In some cases, of course—such as last term’s decision in Bay Mills, which Scalia cites in his dissent today—the court has been willing to follow the unadorned text even when it results in stark inconsistencies that the legislature probably would have rejected: As Justice Elena Kagan wrote in that case, the court “does not revise legislation … just because the text as written creates an apparent anomaly.” Those have been cases of little moment, however—those having relatively limited impact, and in which the statute’s sponsors could readily push Congress to fix any resulting anomalies. Far more often, if the “plain text” reading would require an absurd result, or one the legislature could not possibly have intended, the justices have employed interpretive canons sufficient to trump the pure textualist argument—or have discovered new canons to do the work (most strikingly, see the chief justice’s opinion in Bond, in which six justices expressly abandoned the plain meaning of a statutory definition so as not to effect a major shift in criminal jurisdiction to the federal government in poisoning cases).
I’m certainly not the only one who thought that King v. Burwell would be the ultimate test case that would determine the fate of Scalia’s decadeslong campaign in statutory interpretation: If the court decided to follow the apparent “plain meaning” of ACA Section 36B, standing alone, and thereby had effectively wiped out the most important domestic statutory initiative in our lifetime, even though no member of Congress intended such a reading, or even contemplated such a prospect until months after the legislation was signed, then Scalia’s efforts would have carried the day, notwithstanding all the earlier cases where his textualism didn’t pan out: The payoff (and the implications for future legislation) would surely have been worth all the effort, at least from Scalia’s perspective. On the other hand, if textualism could not do the work in this case … then what, after all, has all the fuss been about?

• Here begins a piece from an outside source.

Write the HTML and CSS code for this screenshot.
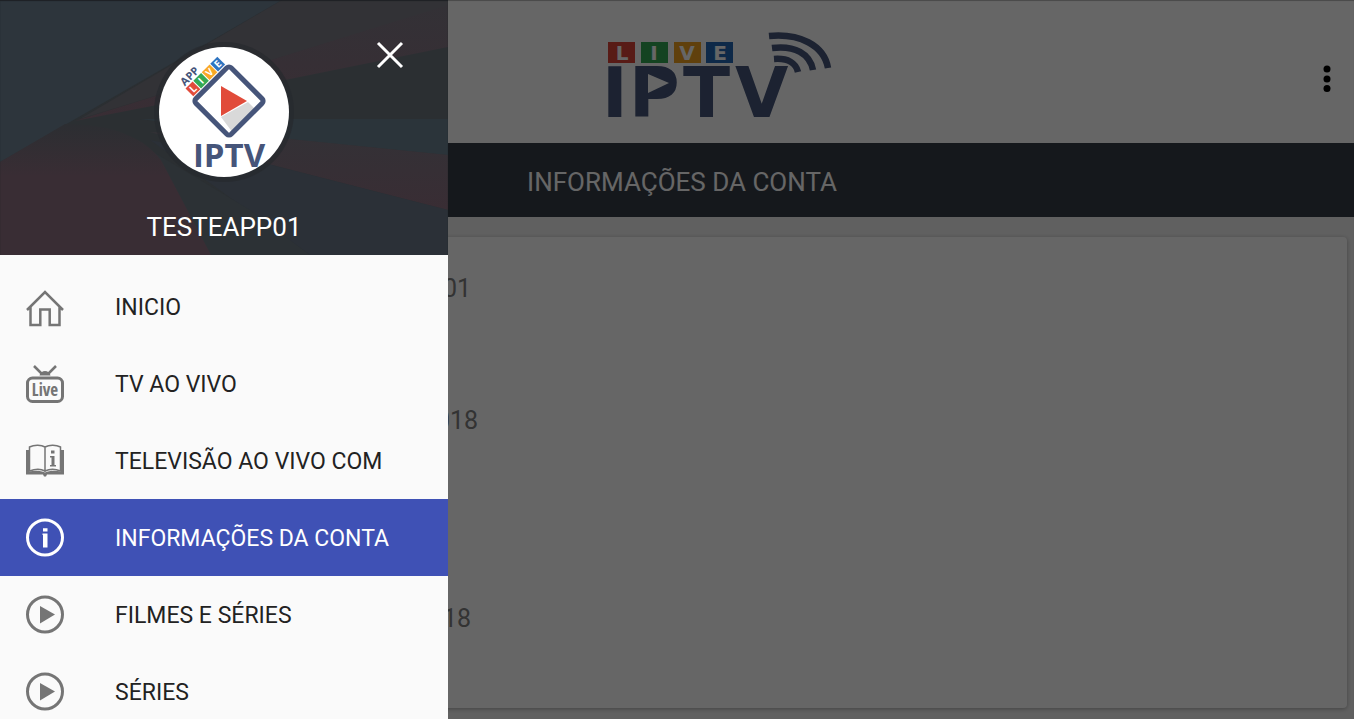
FILE: index.html
```html
<!DOCTYPE html>
<html lang="pt">
<head>
<meta charset="UTF-8">
<meta name="viewport" content="width=device-width, initial-scale=1">
<title>Live IPTV</title>
<link rel="stylesheet" href="styles.css">
</head>
<body>

<div class="app">
    <header class="toolbar">
        <svg class="logo" viewBox="0 0 226 90" role="img" aria-label="Live IPTV">
            <rect x="1" y="12" width="27" height="21" fill="#db4437"/>
            <rect x="34" y="12" width="27" height="21" fill="#34a853"/>
            <rect x="67" y="12" width="27" height="21" fill="#f0a020"/>
            <rect x="99" y="12" width="27" height="21" fill="#2468b4"/>
            <g class="logo-live">
                <text x="15" y="30">L</text>
                <text x="47" y="30">I</text>
                <text x="80" y="30">V</text>
                <text x="113" y="30">E</text>
            </g>
            <text class="logo-iptv" x="-5 22 76 128" y="87">IPTV</text>
            <path d="M39 43h17l6 4v14l-6 7H39z" fill="#46557a"/>
            <path d="M41 44l21 9-21 10z" fill="#fff"/>
            <g fill="none" stroke="#46557a" stroke-width="6.500">
                <path d="M162 6c30-3 55 9 59 32"/>
                <path d="M165 18c23-3 38 6 41 22"/>
                <path d="M167 29c14-1 22 4 24 13"/>
            </g>
        </svg>
        <button class="more" aria-label="Mais">
            <svg viewBox="0 0 8 28"><circle cx="4" cy="4" r="3.5"/><circle cx="4" cy="14" r="3.5"/><circle cx="4" cy="23.500" r="3.5"/></svg>
        </button>
    </header>
    <h1 class="page-title">INFORMAÇÕES DA CONTA</h1>
    <main class="content">
        <ul class="card">
            <li class="user">01</li>
            <li class="expires">018</li>
            <li class="created">18</li>
        </ul>
    </main>
</div>

<div class="scrim"></div>

<aside class="drawer">
    <div class="profile">
        <svg class="profile-bg" viewBox="0 0 448 255" preserveAspectRatio="none" aria-hidden="true">
            <defs>
                <linearGradient id="glow" x1="0" y1="0" x2="0" y2="1">
                    <stop offset="0" stop-color="#2c2e32"/>
                    <stop offset=".4" stop-color="#392d34"/>
                </linearGradient>
                <linearGradient id="ray" x1="0" y1="0" x2="0" y2="1">
                    <stop offset="0" stop-color="#333136"/>
                    <stop offset="1" stop-color="#392d34"/>
                </linearGradient>
            </defs>
            <rect width="448" height="255" fill="#2b2f32"/>
            <path d="M0 0h282L70 122 0 162z" fill="#2d353c"/>
            <path d="M282 0h166v6L80 119z" fill="#323236"/>
            <path d="M448 5v42L290 79 75 121z" fill="url(#ray)"/>
            <path d="M140 119h308v36l-160-16z" fill="#2b343a"/>
            <path d="M150 132l140 7 158 16v55l-180-46z" fill="url(#ray)"/>
            <path d="M150 140l118 24 180 46v45H310z" fill="#2b3037"/>
            <path d="M150 150l100 60 60 45H210z" fill="#2c3135"/>
            <path d="M0 162l65-38c50 0 80 15 96 36l50 95H0z" fill="url(#glow)"/>
        </svg>
        <button class="close" aria-label="Fechar">
            <svg viewBox="0 0 28 28"><path d="M2 2l24 24M26 2L2 26"/></svg>
        </button>
        <svg class="avatar" viewBox="0 0 142 142" role="img" aria-label="App Live IPTV">
            <circle cx="71" cy="71" r="70" fill="#26292d" opacity=".7"/>
            <circle cx="71" cy="71" r="65" fill="#fff"/>
            <path d="M68 76l27-15 9 9-24 22z" fill="#d9d9d9"/>
            <rect x="51" y="35" width="50" height="50" rx="3" fill="none" stroke="#46557a" stroke-width="5" transform="rotate(45 76 60)"/>
            <path d="M68 45l26 15-26 15z" fill="#e14b3a"/>
            <g transform="translate(41 56) rotate(-45)">
                <rect x="0" y="-12" width="10" height="11" fill="#e14b3a"/>
                <rect x="11" y="-12" width="11" height="11" fill="#34a853"/>
                <rect x="23" y="-12" width="11" height="11" fill="#f9a825"/>
                <rect x="35" y="-12" width="10" height="11" fill="#2f74c0"/>
                <g class="avatar-live">
                    <text x="5" y="-3">L</text>
                    <text x="16.500" y="-3">I</text>
                    <text x="28.500" y="-3">V</text>
                    <text x="40" y="-3">E</text>
                </g>
                <text class="avatar-app" x="1" y="-14">APP</text>
            </g>
            <text class="avatar-iptv" x="76" y="126">IPTV</text>
        </svg>
        <div class="username">TESTEAPP01</div>
    </div>

    <nav class="menu">
        <a href="#inicio">
            <svg viewBox="0 0 40 40"><path class="line" d="M2 23L20 5l18 18M5.500 20v18h9.800V22.500h9.400V38h9.800V20"/></svg>
            INICIO
        </a>
        <a href="#tv">
            <svg viewBox="0 0 40 40">
                <path class="line" d="M9 2l8 8M31 2l-8 8"/>
                <path d="M14.500 11.500c1-6 10-6 11 0z"/>
                <rect class="thick" x="2.500" y="14" width="35" height="23.500" rx="5"/>
                <text x="20" y="32">Live</text>
            </svg>
            TV AO VIVO
        </a>
        <a href="#guia">
            <svg viewBox="0 0 40 40">
                <path class="thin" d="M4.500 30V6c5-2.500 12-2 15.500 0 4-2 10.500-2.500 15.500 0v24c-5-2-11-2-15.500 0-4-2-10-2-15.500 0zM20 6v25"/>
                <path d="M1 9h3v21.500c5-1 12-1 16 1 4-2 11-2 16-1V9h3v24.500H22l-1 2h-2l-1-2H1z"/>
                <path d="M26 9.500h3.500v3H26zM25 15h4.500v9H31v1.500h-6V24h1.500v-7.500H25z"/>
            </svg>
            TELEVISÃO AO VIVO COM
        </a>
        <a href="#conta" class="active">
            <svg viewBox="0 0 40 40">
                <circle class="thick" cx="20" cy="19.500" r="17.500"/>
                <path d="M18 10.200h4.500v3.200H18zM17.500 15.500h5v14H18V17h-.5z"/>
            </svg>
            INFORMAÇÕES DA CONTA
        </a>
        <a href="#filmes">
            <svg viewBox="0 0 40 40"><circle class="thick" cx="20" cy="19.500" r="17.500"/><path d="M15 11L30 19.500l-15 9z"/></svg>
            FILMES E SÉRIES
        </a>
        <a href="#series">
            <svg viewBox="0 0 40 40"><circle class="thick" cx="20" cy="19.500" r="17.500"/><path d="M15 11L30 19.500l-15 9z"/></svg>
            SÉRIES
        </a>
    </nav>
</aside>

</body>
</html>
```
FILE: styles.css
```css
* {
    box-sizing: border-box;
}

body {
    margin: 0;
    font-family: Roboto, "Liberation Sans", sans-serif;
    font-size: 23px;
    overflow: hidden;
}

button {
    padding: 0;
    border: none;
    background: none;
    cursor: pointer;
}

.app {
    display: flex;
    flex-direction: column;
    min-height: 100vh;
    background: #f0f0f0;
}

.toolbar {
    display: flex;
    align-items: center;
    padding: 30px 10px 23px 130px;
    background: #fff;
}

.logo {
    width: 226px;
    height: 90px;
    margin: 0 auto;
    overflow: visible;
}

.logo-live {
    fill: #fff;
    font: bold 20px "DejaVu Sans", sans-serif;
    text-anchor: middle;
}

.logo-iptv {
    fill: #46557a;
    font: bold 69px "DejaVu Sans", sans-serif;
}

.more {
    width: 34px;
    padding-top: 10px;
}

.more svg {
    width: 8px;
    height: 28px;
}

.page-title {
    margin: 0;
    padding: 4px 0 0 10px;
    line-height: 70px;
    background: #353c46;
    color: #fff;
    font-size: 26px;
    font-weight: 400;
    text-align: center;
}

.content {
    display: flex;
    flex: 1;
    padding: 20px 7px 11px;
}

.card {
    display: grid;
    flex: 1;
    grid-auto-rows: 66px;
    grid-template-columns: 100px;
    align-items: center;
    margin: 0;
    padding: 18px 0 16px 400px;
    border-radius: 4px;
    background: #fff;
    box-shadow: 0 1px 4px rgba(0, 0, 0, 0.3);
    color: #7f7f7f;
    font-size: 25px;
    list-style: none;
    text-align: center;
}

.expires {
    grid-row: 3;
}

.created {
    grid-row: 6;
}

.scrim {
    position: fixed;
    inset: 0;
    background: rgba(0, 0, 0, 0.6);
    box-shadow: inset 0 1px 1px rgba(0, 0, 0, 0.3);
}

/* Drawer lies over the dimmed page */
.drawer {
    position: fixed;
    top: 0;
    bottom: 0;
    left: 0;
    width: 448px;
    overflow: hidden;
    background: #fafafa;
}

.profile {
    position: relative;
    display: flex;
    flex-direction: column;
    align-items: center;
    padding-top: 41px;
    height: 255px;
    box-shadow: inset 0 1px 1px #1d2024;
    color: #fff;
}

.profile-bg {
    position: absolute;
    inset: 0;
    z-index: -1;
    width: 100%;
    height: 100%;
}

.close {
    position: absolute;
    top: 41px;
    right: 44px;
    width: 28px;
    height: 28px;
}

.close svg {
    display: block;
    fill: none;
    stroke: #fff;
    stroke-width: 3;
}

.avatar {
    width: 142px;
    height: 142px;
}

.avatar-live {
    fill: #fff;
    font: bold 10px "Open Sans", sans-serif;
    text-anchor: middle;
}

.avatar-app {
    fill: #46557a;
    font: bold 11px "Open Sans", sans-serif;
}

.avatar-iptv {
    fill: #46557a;
    font: bold 33px "Open Sans", sans-serif;
    text-anchor: middle;
}

.username {
    margin-top: 28px;
    line-height: 32px;
    font-size: 26px;
}

.menu {
    padding-top: 13px;
}

.menu a {
    display: flex;
    align-items: center;
    gap: 50px;
    height: 77px;
    padding: 1px 0 0 25px;
    color: #222;
    text-decoration: none;
    white-space: nowrap;
}

.menu a.active {
    background: #3f51b5;
    color: #fff;
}

.menu svg {
    width: 40px;
    height: 40px;
    fill: #757575;
    stroke: none;
}

.menu .active svg {
    fill: #fff;
}

.menu .line,
.menu .thick,
.menu .thin {
    fill: none;
    stroke: #757575;
    stroke-width: 2.5;
}

.menu .thick {
    stroke-width: 3;
}

.menu .thin {
    stroke-width: 1.5;
}

.menu .active .thick {
    stroke: #fff;
}

.menu text {
    font: bold 17px "Liberation Sans Narrow", "Open Sans Condensed", "Liberation Sans", sans-serif;
    text-anchor: middle;
}
```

The chief justice’s opinion today, for six justices, comes down forcefully on the side of the sort of interpretive pragmatism I described above—an effort to make sense of the legislature’s handiwork, even where, as in this case, that handiwork left much to be desired because of structural and political pathologies in the Senate. (In the chief’s words, “the Act does not reflect the type of care and deliberation that one might expect of such significant legislation.”)
Chief Justice John Roberts does not expressly invoke purposivism, as such. Nor does he say that the plaintiffs’ reading would be absurd. What the chief does say, however, is that the plaintiffs’ reading would be untenable in light of the statute viewed as a whole. (Kudos to Bill Eskridge et al. for filing the amicus brief that invoked the “untenable” canon from the [now] landmark decision in Department of Revenue of Oregon v. ACF Industries Inc., written by Justice Anthony Kennedy. Holy Trinity no doubt will remain anathema in SCOTUS litigation; but who needs Holy Trinity now that one can cite ACF Industries?)

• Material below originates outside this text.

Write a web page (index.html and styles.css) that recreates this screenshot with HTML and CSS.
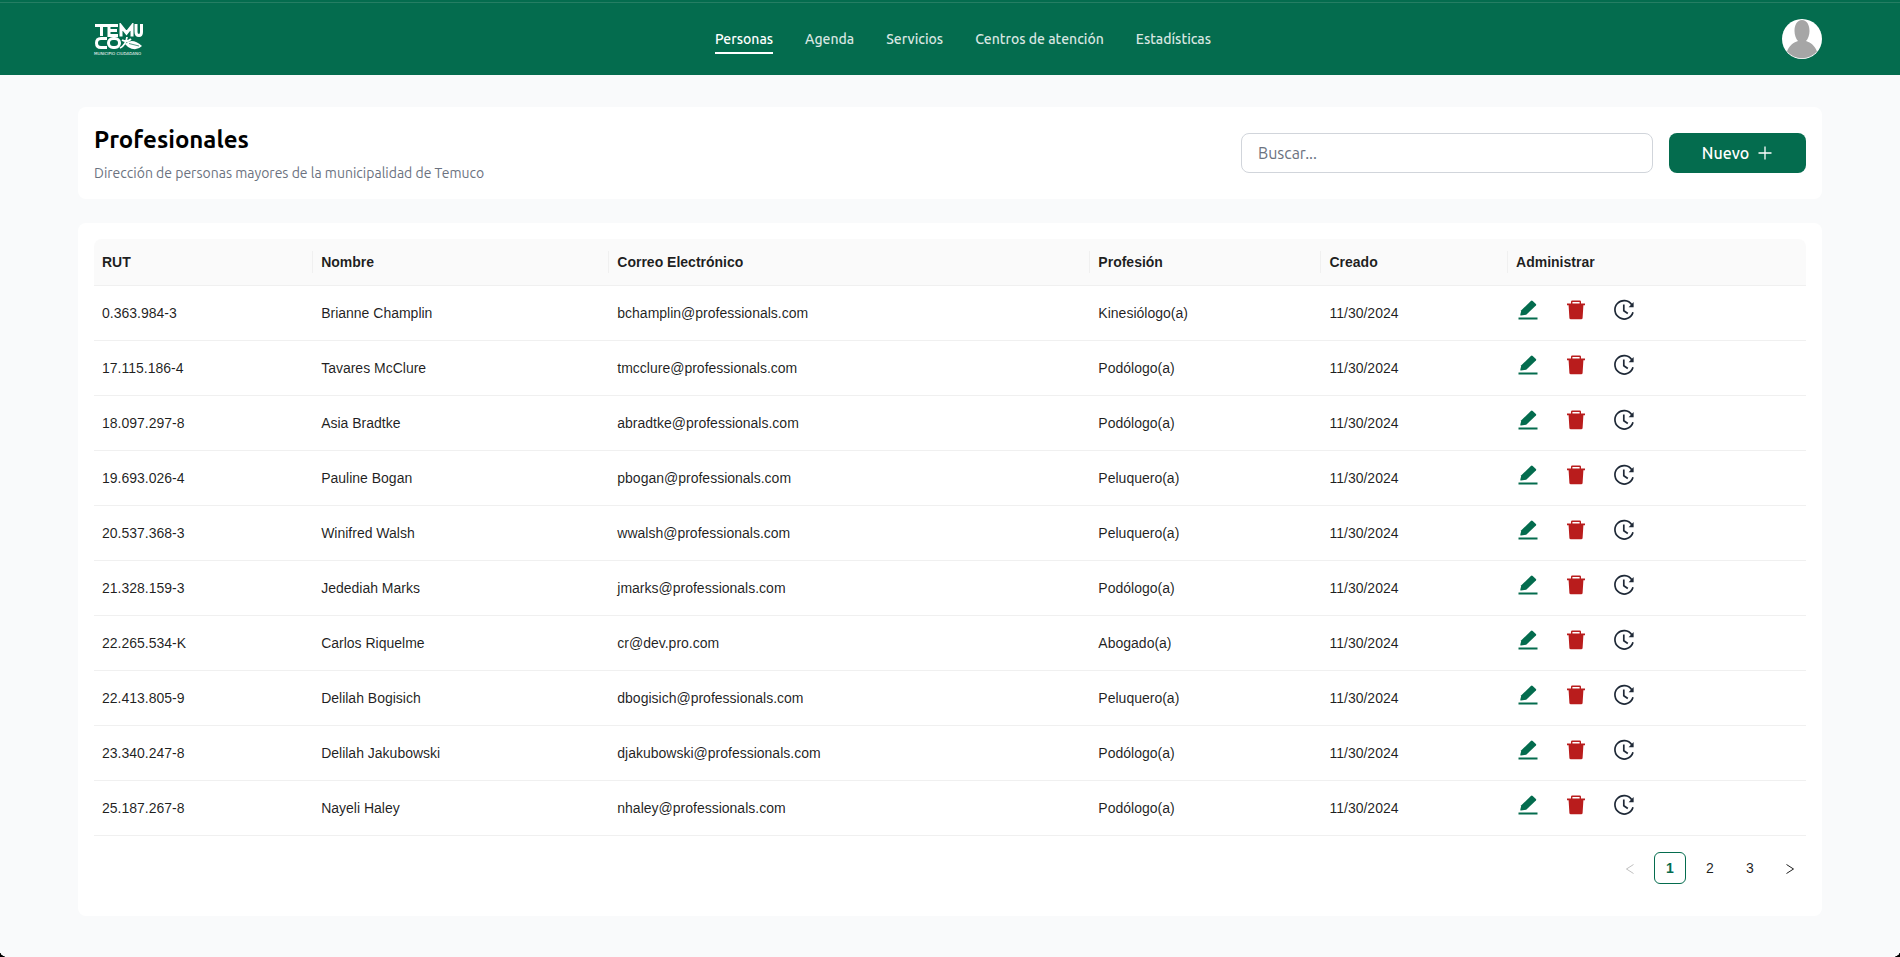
FILE: index.html
```html
<!DOCTYPE html>
<html lang="es">
<head>
<meta charset="utf-8">
<title>Profesionales</title>
<link rel="stylesheet" href="styles.css">
</head>
<body>
<svg class="sprite" aria-hidden="true">
  <symbol id="edit" viewBox="0 0 24 24"><path d="M5.300 12.300L14.900 2.900Q15.800 2.100 16.700 2.900L19.900 6Q20.600 6.800 19.900 7.500L10.200 16.800L5 17.500Q4.200 17.600 4.300 16.800Z" fill="currentColor"/><rect x="2.500" y="19.500" width="19" height="2" fill="currentColor"/></symbol>
  <symbol id="trash" viewBox="0 0 24 24"><path d="M3 5.500h4V3.800q0-1.300 1.300-1.300h7.400q1.300 0 1.300 1.300v1.700h4v1.800h-1.600l-.8 12.700q-.1 1.300-1.400 1.300H6.800q-1.300 0-1.400-1.300L4.600 7.300H3zM8.400 3.900v1.600h7.200V3.900z" fill="currentColor" fill-rule="evenodd"/></symbol>
  <symbol id="history" viewBox="0 0 24 24"><path d="M19.800 6.700A9.200 9.200 0 1 0 21 14.200" fill="none" stroke="currentColor" stroke-width="1.700"/><path d="M21.600 4v5.200h-5z" fill="currentColor"/><path d="M11.800 6.500V12.700L15.800 15.500" fill="none" stroke="currentColor" stroke-width="1.700"/></symbol>
</svg>
<header class="topbar">
  <a class="brand" href="#" aria-label="Temuco, Municipio Ciudadano">
    <svg class="logo" viewBox="0 0 50 28" fill="none" stroke="#fff" stroke-width="3">
      <path d="M1 2.500H15M7.500 2.500V13M24 2.500H15V12.500H24M15 7.500H23M27 13.500V3L32.500 10L38 3V13.500M42 1V9Q42 12.500 45 12.500Q47.500 12.500 47.500 9V1"/>
      <path d="M13 15.500H7Q2.500 15.500 2.500 20Q2.500 24.500 7 24.500H13"/><rect x="14.500" y="15.500" width="11" height="9" rx="4.500"/>
      <path d="M26 25Q32 22 33 14M28 17Q33 20 37 16" stroke-width="1.800"/><path d="M31 21Q38 14 48 23Q42 29 34 24Z" fill="#fff" stroke="none"/><path d="M35 20.500L45 23" stroke="#046c4e" stroke-width=".7"/>
    </svg>
    <span class="motto">MUNICIPIO CIUDADANO</span>
  </a>
  <nav class="nav">
    <a class="active" href="#">Personas</a><a href="#">Agenda</a><a href="#">Servicios</a><a href="#">Centros de atención</a><a href="#">Estadísticas</a>
  </nav>
  <button class="avatar" aria-label="Cuenta"><svg viewBox="0 0 40 40"><circle cx="20" cy="20" r="20" fill="#fff"/><path d="M20 1C25 1 27.500 6 27.500 12C27.500 16 26 20 24 22C29 23.500 33 27 35 32.500A20 20 0 0 1 5 32.500C7 27 11 23.500 16 22C14 20 12.500 16 12.500 12C12.500 6 15 1 20 1Z" fill="#a6a6a6"/></svg></button>
</header>
<main class="page">
  <section class="card heading">
    <div><h1>Profesionales</h1><p>Dirección de personas mayores de la municipalidad de Temuco</p></div>
    <div class="tools">
      <input class="search" type="search" placeholder="Buscar..." aria-label="Buscar">
      <button class="new">Nuevo <svg viewBox="0 0 16 16"><path d="M8 1.500v13M1.500 8h13" stroke="currentColor" stroke-width="1.300"/></svg></button>
    </div>
  </section>
  <section class="card">
    <table>
      <colgroup><col class="c-rut"><col class="c-name"><col class="c-mail"><col class="c-job"><col class="c-date"><col></colgroup>
      <thead><tr><th>RUT</th><th>Nombre</th><th>Correo Electrónico</th><th>Profesión</th><th>Creado</th><th>Administrar</th></tr></thead>
      <tbody id="rows"></tbody>
    </table>
    <nav class="pager" aria-label="Paginación">
      <button disabled aria-label="Anterior"><svg viewBox="0 0 12 12"><path d="M9.500 1.500L2.500 6l7 4.500"/></svg></button>
      <button class="current">1</button><button>2</button><button>3</button>
      <button aria-label="Siguiente"><svg viewBox="0 0 12 12"><path d="M2.500 1.500L9.500 6l-7 4.500"/></svg></button>
    </nav>
  </section>
</main>
<i class="corner left"></i><i class="corner right"></i>
<script src="app.js"></script>
</body>
</html>
```
FILE: styles.css
```css
* { box-sizing: border-box; }
body { margin: 0; min-height: 100vh; background: #f9fafb; color: rgba(0,0,0,.88); font-family: "Liberation Sans", Arial, sans-serif; font-size: 14px; line-height: 22px; }
button { font: inherit; cursor: pointer; }
.sprite { position: absolute; width: 0; height: 0; }
.topbar { height: 75px; padding: 3px 78px 0 94px; display: flex; justify-content: space-between; align-items: center; background: linear-gradient(#046c4e 2px, #257e63 2px, #257e63 3px, #046c4e 3px); font-family: Ubuntu, "Noto Sans", sans-serif; }
.brand { display: flex; flex-direction: column; width: 50px; color: #fff; text-decoration: none; }
.logo { width: 50px; height: 28px; display: block; }
.motto { font: 4px/5px "DejaVu Sans", sans-serif; white-space: nowrap; }
.nav { display: flex; gap: 32px; }
.nav a { color: #d8e6e1; text-decoration: none; font-size: 14px; font-weight: 500; line-height: 26px; padding-top: 2px; border-bottom: 2px solid transparent; }
.nav .active { color: #fff; border-color: #fff; }
.avatar { width: 40px; height: 40px; padding: 0; border: 0; border-radius: 50%; background: none; }
.avatar svg { display: block; }
.page { padding: 32px 78px; display: flex; flex-direction: column; gap: 24px; }
.card { background: #fff; border-radius: 8px; padding: 16px; }
.heading { display: flex; justify-content: space-between; align-items: center; font-family: Ubuntu, "Noto Sans", sans-serif; }
h1 { margin: 0 0 6px; font-size: 24px; line-height: 34px; font-weight: 600; color: #000; }
p { margin: 0; font-size: 14px; line-height: 20px; font-weight: 400; color: #6b7280; }
.tools { display: flex; gap: 16px; }
.search { width: 412px; height: 40px; padding: 0 16px; border: 1px solid #d1d5db; border-radius: 8px; font: 400 16px/24px Ubuntu, "Noto Sans", sans-serif; appearance: none; }
.search::placeholder { color: #6b7280; }
.new { width: 137px; height: 40px; border: 0; border-radius: 8px; background: #046c4e; color: #fff; font-size: 16px; font-weight: 500; display: flex; align-items: center; justify-content: center; gap: 8px; }
.new svg { width: 16px; height: 16px; }
table { width: 100%; table-layout: fixed; border-collapse: separate; border-spacing: 0; }
.c-rut { width: 12.8%; } .c-name { width: 17.3%; } .c-mail { width: 28.1%; } .c-job { width: 13.5%; } .c-date { width: 10.9%; }
th, td { border-bottom: 1px solid #f0f0f0; text-align: left; }
th { padding: 12px 8px; background: linear-gradient(#f0f0f0, #f0f0f0) right center / 1px 22px no-repeat #fafafa; font-weight: 700; }
th:first-child { border-top-left-radius: 8px; }
th:last-child { border-top-right-radius: 8px; background: #fafafa; }
td { padding: 16px 8px; }
td.admin { padding: 12px 8px 18px; }
.actions { display: flex; gap: 24px; }
.actions button { width: 24px; height: 24px; padding: 0; border: 0; background: none; }
.actions svg { width: 24px; height: 24px; display: block; }
.edit { color: #046c4e; } .delete { color: #b91c1c; } .history { color: #1f2937; }
.pager { display: flex; justify-content: flex-end; gap: 8px; margin: 16px 0; }
.pager button { width: 32px; height: 32px; padding: 0; border: 1px solid transparent; border-radius: 6px; background: none; color: rgba(0,0,0,.88); }
.pager .current { border-color: #046c4e; color: #046c4e; font-weight: 700; }
.pager button:disabled { color: rgba(0,0,0,.25); }
.pager svg { width: 12px; height: 12px; vertical-align: -2px; fill: none; stroke: currentColor; }
.corner { position: fixed; bottom: 0; width: 8px; height: 6px; }
.left { left: 0; background: radial-gradient(ellipse at top right, transparent 70%, #000 73%); }
.right { right: 0; background: radial-gradient(ellipse at top left, transparent 70%, #000 73%); }
```
FILE: app.js
```js
const people = [
  ["0.363.984-3", "Brianne Champlin", "bchamplin@professionals.com", "Kinesiólogo(a)"],
  ["17.115.186-4", "Tavares McClure", "tmcclure@professionals.com", "Podólogo(a)"],
  ["18.097.297-8", "Asia Bradtke", "abradtke@professionals.com", "Podólogo(a)"],
  ["19.693.026-4", "Pauline Bogan", "pbogan@professionals.com", "Peluquero(a)"],
  ["20.537.368-3", "Winifred Walsh", "wwalsh@professionals.com", "Peluquero(a)"],
  ["21.328.159-3", "Jedediah Marks", "jmarks@professionals.com", "Podólogo(a)"],
  ["22.265.534-K", "Carlos Riquelme", "cr@dev.pro.com", "Abogado(a)"],
  ["22.413.805-9", "Delilah Bogisich", "dbogisich@professionals.com", "Peluquero(a)"],
  ["23.340.247-8", "Delilah Jakubowski", "djakubowski@professionals.com", "Podólogo(a)"],
  ["25.187.267-8", "Nayeli Haley", "nhaley@professionals.com", "Podólogo(a)"]
];
const action = (cls, icon, label) => `<button class="${cls}" aria-label="${label}"><svg><use href="#${icon}"/></svg></button>`;
document.getElementById("rows").innerHTML = people.map(p =>
  `<tr>${[...p, "11/30/2024"].map(v => `<td>${v}</td>`).join("")}<td class="admin"><div class="actions">${action("edit", "edit", "Editar")}${action("delete", "trash", "Eliminar")}${action("history", "history", "Historial")}</div></td></tr>`
).join("");
```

And the chief was undoubtedly correct—indeed, “untenable” is putting it mildly. As the solicitor general argued, and as the chief justice emphasizes repeatedly in his opinion, the ACA requires the federal government to establish a health insurance exchange in any state that does not establish one—and the whole point of this requirement is that the replacement federal exchange will operate as the state-run exchange would have done. On the plaintiffs’ reading, however, the federal exchange would serve no function at all—it’d be an empty vessel. As I wrote after the oral argument:
The challengers concede (opening brief at 22) that this provision is designed to require HHS to establish the “same Exchange” that would exist if the State established the Exchange for itself, and that “[t]he HHS Exchange should operate just like the Exchange the state would otherwise have established.”
If tax credits were unavailable with respect to insurance policies purchased on an HHS Exchange, however, that Exchange would not operate anything like its State-run counterpart. Without the tax credits, consumers could not afford to buy insurance on the Exchange. And the HHS-facilitated Exchanges would then collapse as insurers dropped out. It would be absurd, indeed, for Congress to have insisted that HHS to set up such dysfunctional Exchanges, without the tax credits that are crucial to their operation. As the SG puts it (p.24), “[a]n Exchange without credits would be a rump Exchange bearing little resemblance to its state-run counterpart—if it could operate at all.” This wouldn’t merely be Hamlet without the Prince; it would be Hamlet without the Danish monarchy … more like Rosencrantz and Guildenstern Are Dead.
For that reason alone, the plaintiffs’ reading was, indeed, absurd. (Scalia would reserve that adjective solely for a consequence “so monstrous, that all mankind would, without hesitation, unite in rejecting the application”—but that’s a standard that would literally never be satisfied!)
But seeing as how the court is reluctant to invoke the “absurdity” canon, it was certainly sufficient to conclude that the plaintiffs’ reading was “untenable.” Untenable not in light of some abstract congressional “intent” or statutory “spirit” discerned from legislative history, but in light of the very context, operation, and structure of the statute that Congress enacted. And therefore if an alternative reading was even remotely available—and it certainly was—the only principled decision for the court was to adopt the reading that did not so render the statutory structure (not merely the legislative purpose) fundamentally dysfunctional and meaningless.
This is the most important sentence in the chief’s opinion: “A fair reading of legislation demands a fair understanding of the legislative plan.” From Scalia’s perspective, the legislative “plan,” like “legislative purpose” and the “spirit” of the law, ought to be quite beside the point: To caricature the Scalian perspective just a bit—but only a bit—what the legislature “has done” is simply to enact certain words on a page; a collective legislature does not have a “plan” or an “intent” or a “purpose” that a court can divine.
The Supreme Court on Thursday emphatically rejected that notion—sounding the death-knell, I think, for the Scalian revolution in statutory interpretation, in fact if not in form.
And, most importantly, the court did so in the name of democratic governance.
“Under all the usual rules of interpretation,” writes Scalia, “the Government should lose this case.” Well, under his “usual rules,” perhaps that’s so. But he forgot one of the most important rules of all. As in many high-profile cases, there’s been a great deal of speculation about what the chief justice and Kennedy might decide in King—and, more particularly, what their motivations would be. Perhaps we ought to take them at their word: “In a democracy, the power to make the law rests with those chosen by the people. … [I]n every case we must respect the role of the Legislature, and take care not to undo what it has done.”